Phase 5: Customer-Led Growth
Customer-led growth SaaS
CLG is the evolution of PLG. It’s about letting the market's willingness to pay guide your R&D investment. You aren't just building for "users." You are building for the specific segments that drive your growth.
Customer feedback prioritization software
Stop using spreadsheets. You need a dynamic system that re-prioritizes your list every time a new deal enters the pipeline. Static feedback is dead feedback. The market moves too fast for monthly reviews.
Quantifying feature request value
Every feature has a price tag. If you don't know what yours is, you can't calculate your ROI on engineering time. We started looking at every sprint in terms of "Unblocked ARR." It changed our entire perspective on technical debt.
Tying product roadmap to revenue
This is the ultimate goal. Your roadmap should be a financial document as much as a technical one. When the CEO looks at the roadmap, they should see a forecast of revenue, not just a list of features.
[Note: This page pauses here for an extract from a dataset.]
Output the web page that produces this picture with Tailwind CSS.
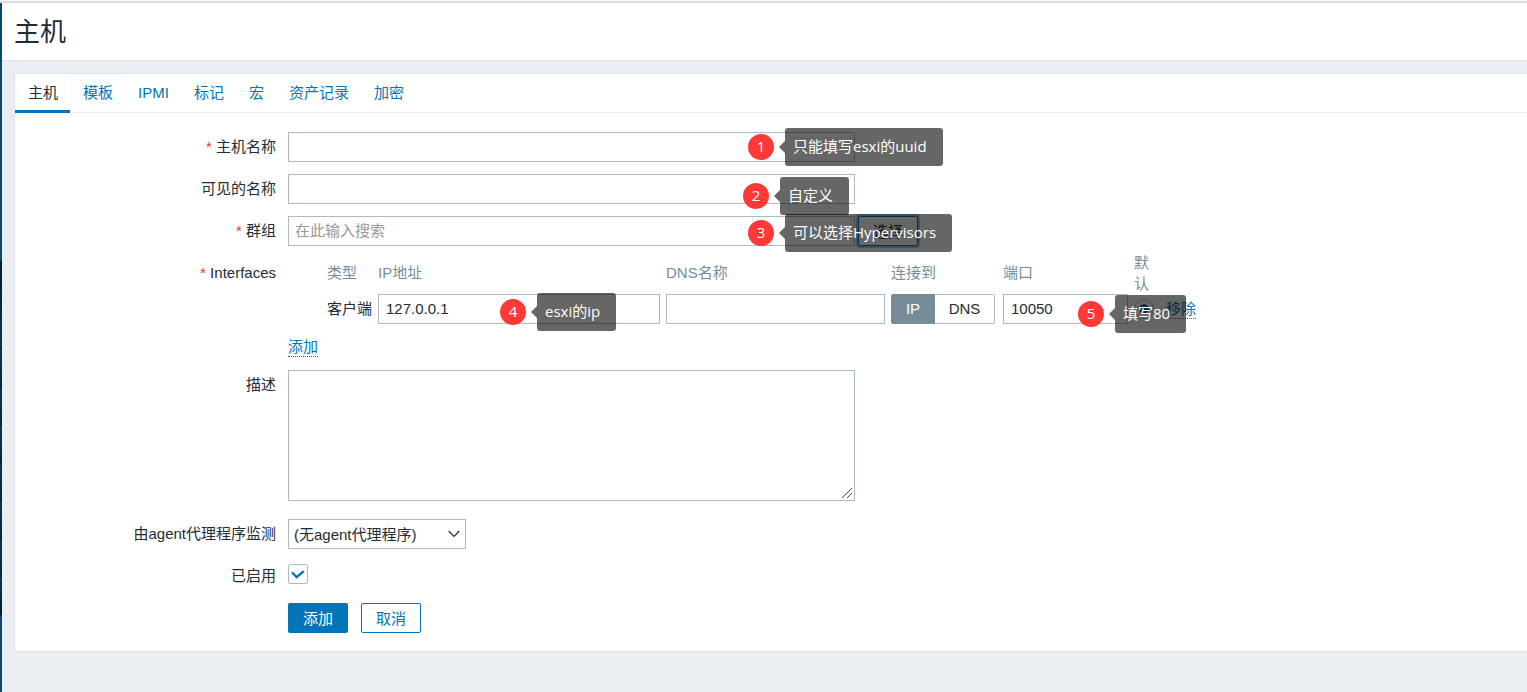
<!DOCTYPE html>
<html lang="zh-CN">
<head>
<meta charset="utf-8">
<title>主机</title>
<script src="https://cdn.jsdelivr.net/npm/@tailwindcss/browser@4"></script>
</head>
<body class="flex min-h-screen flex-col bg-[#ebeef0] font-['Liberation_Sans','Noto_Sans_CJK_SC',sans-serif] text-[15px] leading-[21px] text-[#1f2c33]">
<div class="h-[3px] shrink-0 border-t border-b-2 border-t-white border-b-[#dcdce2]"></div>
<div class="flex grow">
  <aside class="flex w-[2px] shrink-0 flex-col bg-[#0a4873]">
    <div class="h-[258px]"></div>
    <div class="h-[88px] border-b border-[#04101b] bg-linear-to-b from-[#041c2e] to-[#0b3556]"></div>
    <div class="h-[38px] border-b border-[#04101b] bg-linear-to-b from-[#0b3556] to-[#06263f]"></div>
    <div class="h-[38px] border-b border-[#04101b] bg-linear-to-b from-[#0b3556] to-[#06263f]"></div>
    <div class="h-[38px] border-b border-[#04101b] bg-linear-to-b from-[#0b3556] to-[#06263f]"></div>
    <div class="h-[38px] border-b border-[#04101b] bg-linear-to-b from-[#0b3556] to-[#06263f]"></div>
    <div class="h-[38px] border-b border-[#04101b] bg-linear-to-b from-[#0b3556] to-[#06263f]"></div>
    <div class="h-[38px] border-b border-[#04101b] bg-linear-to-b from-[#0b3556] to-[#06263f]"></div>
    <div class="h-[38px] bg-linear-to-b from-[#0b3556] to-[#041c2e]"></div>
  </aside>
  <div class="flex min-w-0 grow flex-col">
    <header class="border-b border-[#dfe4e7] bg-white px-3 pt-3 pb-[11px]">
      <h1 class="text-[26px] leading-[34px]">主机</h1>
    </header>
    <main class="mt-3 ml-3 border border-r-0 border-[#dfe4e7] bg-white pb-[18px]">
      <nav class="flex h-[39px] border-b border-[#ebeef0] leading-[38px] text-[#0275b8]">
        <a href="#host" class="h-[39px] border-b-3 border-[#0275b8] pr-3 pl-[13px] text-[#1f2c33]">主机</a>
        <a href="#templates" class="bg-[#fdfdff] pr-3 pl-[13px]">模板</a>
        <a href="#ipmi" class="pr-3 pl-[13px]">IPMI</a>
        <a href="#tags" class="pr-3 pl-[13px]">标记</a>
        <a href="#macros" class="pr-3 pl-[13px]">宏</a>
        <a href="#inventory" class="pr-3 pl-[13px]">资产记录</a>
        <a href="#encryption" class="pr-3 pl-[13px]">加密</a>
      </nav>
      <form class="grid grid-cols-[261px_1fr] gap-x-3 pt-[19px]">
        <label for="name" class="pt-1 text-right"><span class="text-[#e33734]">*</span> 主机名称</label>
        <div class="relative mb-3 flex">
          <input id="name" type="text" class="h-[30px] w-[567px] border border-[#acbbc2] bg-white px-[7px] pb-px">
          <div class="absolute -top-1 left-[460px] z-10 flex items-center font-['Open_Sans','Noto_Sans_CJK_SC',sans-serif] whitespace-nowrap text-white">
            <span class="mr-[5px] size-[26px] rounded-full bg-[#ff3838] text-center leading-[25px]">1</span>
            <span class="border-y-6 border-r-6 border-y-transparent border-r-black/60"></span>
            <span class="rounded-[3px] bg-black/60 pr-4 pb-[2px] pl-2 leading-[36px]">只能填写esxi的uuid</span>
          </div>
        </div>

        <label for="visible" class="pt-1 text-right">可见的名称</label>
        <div class="relative mb-3 flex">
          <input id="visible" type="text" class="h-[30px] w-[567px] border border-[#acbbc2] bg-white px-[7px] pb-px">
          <div class="absolute top-[3px] left-[455px] z-10 flex items-center font-['Open_Sans','Noto_Sans_CJK_SC',sans-serif] whitespace-nowrap text-white">
            <span class="mr-[5px] size-[26px] rounded-full bg-[#ff3838] text-center leading-[25px]">2</span>
            <span class="border-y-6 border-r-6 border-y-transparent border-r-black/60"></span>
            <span class="rounded-[3px] bg-black/60 pr-4 pb-[2px] pl-2 leading-[36px]">自定义</span>
          </div>
        </div>

        <label for="groups" class="pt-1 text-right"><span class="text-[#e33734]">*</span> 群组</label>
        <div class="relative mb-[6px] flex gap-[3px]">
          <input id="groups" type="text" placeholder="在此输入搜索" class="h-[30px] w-[567px] border border-[#acbbc2] bg-white px-[6px] pb-px placeholder:text-[#999999]">
          <button type="button" class="h-[30px] w-[60px] rounded-[2px] border border-[#0275b8] bg-white text-[#1f2c33] shadow-[0_0_0_2px_#9ac8e3]">选择</button>
          <div class="absolute -top-[2px] left-[460px] z-10 flex items-center font-['Open_Sans','Noto_Sans_CJK_SC',sans-serif] whitespace-nowrap text-white">
            <span class="mr-[5px] size-[26px] rounded-full bg-[#ff3838] text-center leading-[25px]">3</span>
            <span class="border-y-6 border-r-6 border-y-transparent border-r-black/60"></span>
            <span class="rounded-[3px] bg-black/60 pr-4 pb-[2px] pl-2 leading-[36px]">可以选择Hypervisors</span>
          </div>
        </div>

        <span class="pt-[10px] text-right"><span class="text-[#e33734]">*</span> Interfaces</span>
        <div>
          <table class="w-[908px] table-fixed border-collapse text-left">
            <colgroup><col class="w-[39px]"><col class="w-[51px]"><col class="w-[288px]"><col class="w-[225px]"><col class="w-[112px]"><col class="w-[131px]"><col class="w-[32px]"><col class="w-[30px]"></colgroup>
            <thead>
              <tr class="h-[42px] text-[#768d99]">
                <th></th>
                <th class="pb-px font-normal">类型</th>
                <th class="pb-px font-normal">IP地址</th>
                <th class="pb-px font-normal">DNS名称</th>
                <th class="pb-px font-normal">连接到</th>
                <th class="pb-px font-normal">端口</th>
                <th class="pr-3 font-normal">默认</th>
                <th></th>
              </tr>
            </thead>
            <tbody>
              <tr class="h-[30px]">
                <td></td>
                <td class="pb-px">客户端</td>
                <td class="pr-[6px]">
                  <div class="relative">
                    <input type="text" aria-label="IP地址" value="127.0.0.1" class="block h-[30px] w-full border border-[#acbbc2] bg-white px-[7px] pb-px">
                    <div class="absolute -top-px left-[122px] z-10 flex items-center font-['Open_Sans','Noto_Sans_CJK_SC',sans-serif] whitespace-nowrap text-white">
                      <span class="mr-[5px] size-[26px] rounded-full bg-[#ff3838] text-center leading-[25px]">4</span>
                      <span class="border-y-6 border-r-6 border-y-transparent border-r-black/60"></span>
                      <span class="rounded-[3px] bg-black/60 pr-4 pb-[2px] pl-2 leading-[36px]">esxi的ip</span>
                    </div>
                  </div>
                </td>
                <td class="pr-[6px]"><input type="text" aria-label="DNS名称" class="block h-[30px] w-full border border-[#acbbc2] bg-white px-[7px] pb-px"></td>
                <td class="pr-2">
                  <div class="flex h-[30px] text-center leading-[28px]">
                    <button type="button" class="w-11 rounded-l-[2px] border border-[#768d99] bg-[#768d99] text-white">IP</button>
                    <button type="button" class="grow rounded-r-[2px] border border-l-0 border-[#acbbc2] bg-white">DNS</button>
                  </div>
                </td>
                <td class="pr-[6px]">
                  <div class="relative">
                    <input type="text" aria-label="端口" value="10050" class="block h-[30px] w-full border border-[#acbbc2] bg-white px-[7px] pb-px">
                    <div class="absolute top-px left-[75px] z-10 flex items-center font-['Open_Sans','Noto_Sans_CJK_SC',sans-serif] whitespace-nowrap text-white">
                      <span class="mr-[5px] size-[26px] rounded-full bg-[#ff3838] text-center leading-[25px]">5</span>
                      <span class="border-y-6 border-r-6 border-y-transparent border-r-black/60"></span>
                      <span class="rounded-[3px] bg-black/60 pr-4 pb-[2px] pl-2 leading-[36px]">填写80</span>
                    </div>
                  </div>
                </td>
                <td class="pb-px"><input type="radio" checked aria-label="默认" class="block size-5 appearance-none rounded-full border border-[#acbbc2] bg-radial from-[#0275b8] from-35% to-white to-40%"></td>
                <td class="pb-px"><a href="#remove" class="border-b border-dotted border-[#0275b8] pb-px whitespace-nowrap text-[#0275b8]">移除</a></td>
              </tr>
            </tbody>
          </table>
          <div class="mt-3 mb-3 h-[22px]"><a href="#add" class="border-b border-dotted border-[#0275b8] pb-px text-[#0275b8]">添加</a></div>
        </div>

        <label for="description" class="pt-1 text-right">描述</label>
        <textarea id="description" class="mb-[18px] h-[131px] w-[567px] border border-[#acbbc2] bg-white px-[7px] [&::-webkit-resizer]:bg-[linear-gradient(135deg,transparent_46%,#444_47%,#444_53%,transparent_54%,transparent_71%,#444_72%,#444_78%,transparent_79%)] [&::-webkit-resizer]:bg-[length:10px_10px] [&::-webkit-resizer]:bg-[position:3px_3px] [&::-webkit-resizer]:bg-no-repeat"></textarea>

        <label for="proxy" class="pt-1 text-right">由agent代理程序监测</label>
        <div class="mb-[15px] grid w-[178px] items-center">
          <select id="proxy" class="col-start-1 row-start-1 h-[30px] w-full appearance-none border border-[#acbbc2] bg-white px-[5px]"><option>(无agent代理程序)</option></select>
          <svg viewBox="0 0 12 8" class="pointer-events-none col-start-1 row-start-1 mr-[6px] h-2 w-3 justify-self-end" fill="none" stroke="#1f2c33" stroke-width="1.2"><path d="M.7 1 6 6.4 11.3 1"/></svg>
        </div>

        <label for="enabled" class="pt-px text-right">已启用</label>
        <div class="mb-[19px] grid size-5 place-items-center">
          <input id="enabled" type="checkbox" checked class="col-start-1 row-start-1 size-5 appearance-none rounded-[2px] border border-[#acbbc2] bg-white">
          <svg viewBox="0 0 14 10" class="pointer-events-none col-start-1 row-start-1 mt-[2px] h-[10px] w-[14px]" fill="none" stroke="#0275b8" stroke-width="2.4"><path d="M1 2.2 5.6 7.2 12.8 1.2"/></svg>
        </div>

        <div class="col-start-2 flex gap-[13px]">
          <button type="submit" class="h-[30px] w-[60px] rounded-[2px] bg-[#0275b8] text-white">添加</button>
          <button type="button" class="h-[30px] w-[60px] rounded-[2px] border border-[#0275b8] bg-white text-[#0275b8]">取消</button>
        </div>
      </form>
    </main>
  </div>
</div>
</body>
</html>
Measuring revenue impact of product features
After a launch, look back at the deals that were blocked by that feature. Did they close? That is the only metric that matters for a sales-led team. We have to stop measuring "Velocity" and start measuring "Impact."
The Arkweaver Way: Have you ever emailed a prospect months after talking to them when you built a feature you asked for? Arkweaver does this automatically for each prospect and customer with a personalized email. But not only that, we email the sales reps and account managers because its crucial for company growth that everyone feels heard.
The practical shift in thinking is to stop treating the roadmap as a promise to users and start treating it as a strategy for the market. You have to be willing to look at the revenue data and let it inform which problems are actually worth solving. The teams that bridge the gap between Sales and Product today are the ones that will own their categories tomorrow.